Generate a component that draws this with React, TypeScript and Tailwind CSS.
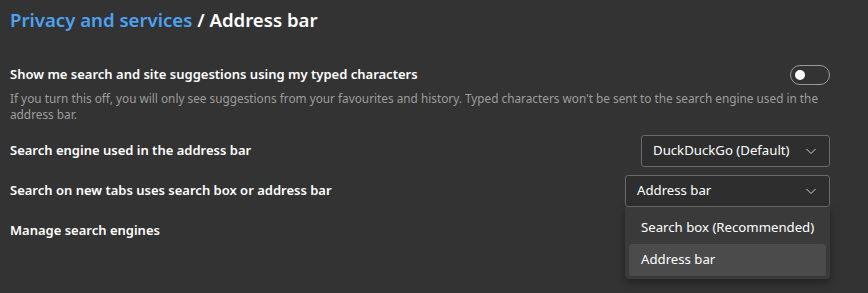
import React from 'react';

const Chevron: React.FC = () => (
    <svg width="12" height="12" viewBox="0 0 12 12" fill="none" className="text-[#cfcfcf]">
        <path d="M1.5 4 L6 8.5 L10.5 4" stroke="currentColor" strokeWidth="1" />
    </svg>
);

const App: React.FC = () => {
    return (
        <div
            className="w-[868px] h-[293px] bg-[#333333] text-white overflow-hidden"
            style={{ fontFamily: '"Noto Sans", "Open Sans", sans-serif' }}
        >
            <div className="pl-[10px] pr-[38px]">
                <h1 className="pt-[7px] h-[34px] text-[18.6px] leading-[26px] font-semibold">
                    <span className="text-[#4ca2f0]">Privacy and services</span>
                    <span> / Address bar</span>
                </h1>

                <div className="mt-[30px]">
                    <div className="flex items-center justify-between h-[22px]">
                        <span className="text-[13px] font-semibold">Show me search and site suggestions using my typed characters</span>
                        <button className="w-[40px] h-[20px] rounded-full border border-[#9a9a9a] flex items-center pl-[4px]">
                            <span className="w-[10px] h-[10px] rounded-full bg-white" />
                        </button>
                    </div>
                    <p className="text-[11.8px] leading-[16px] text-[#9d9d9d] mt-[4px]">
                        If you turn this off, you will only see suggestions from your favourites and history. Typed characters won't be sent to the search engine used in the address bar.
                    </p>
                </div>

                <div className="flex items-center justify-between mt-[13px] h-[32px]">
                    <span className="text-[13px] font-semibold">Search engine used in the address bar</span>
                    <div className="w-[189px] h-[32px] border border-[#6a6a6a] rounded-[3px] bg-[#2e2e2e] flex items-center justify-between pl-[11px] pr-[12px] text-[13.2px]">
                        <span>DuckDuckGo (Default)</span>
                        <Chevron />
                    </div>
                </div>

                <div className="flex items-center justify-between mt-[8px] h-[32px] relative">
                    <span className="text-[13px] font-semibold">Search on new tabs uses search box or address bar</span>
                    <div className="w-[205px] h-[32px] border border-[#6a6a6a] rounded-[3px] bg-[#2e2e2e] flex items-center justify-between pl-[11px] pr-[12px] text-[13.2px]">
                        <span>Address bar</span>
                        <Chevron />
                    </div>
                    <div className="absolute right-0 top-[32px] w-[205px] bg-[#3a3a3a] rounded-b-[4px] shadow-[0_4px_8px_rgba(0,0,0,0.35)] px-[4px] pt-[4px] pb-[3px] text-[13.2px]">
                        <div className="h-[33px] flex items-center pl-[12px]">Search box (Recommended)</div>
                        <div className="h-[32px] flex items-center pl-[12px] bg-[#4b4b4b] rounded-[3px]">Address bar</div>
                    </div>
                </div>

                <div className="mt-[8px] h-[32px] flex items-center">
                    <span className="text-[13px] font-semibold">Manage search engines</span>
                </div>
            </div>
        </div>
    );
};

export default App;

..........

**Written exercise:**
Please restate the material above line by line, exactly, beginning at its first line and ending with the line that contains "import React from 'react';", without any pictures.

**Completed exercise:**
Generate a component that draws this with React, TypeScript and Tailwind CSS.
import React from 'react';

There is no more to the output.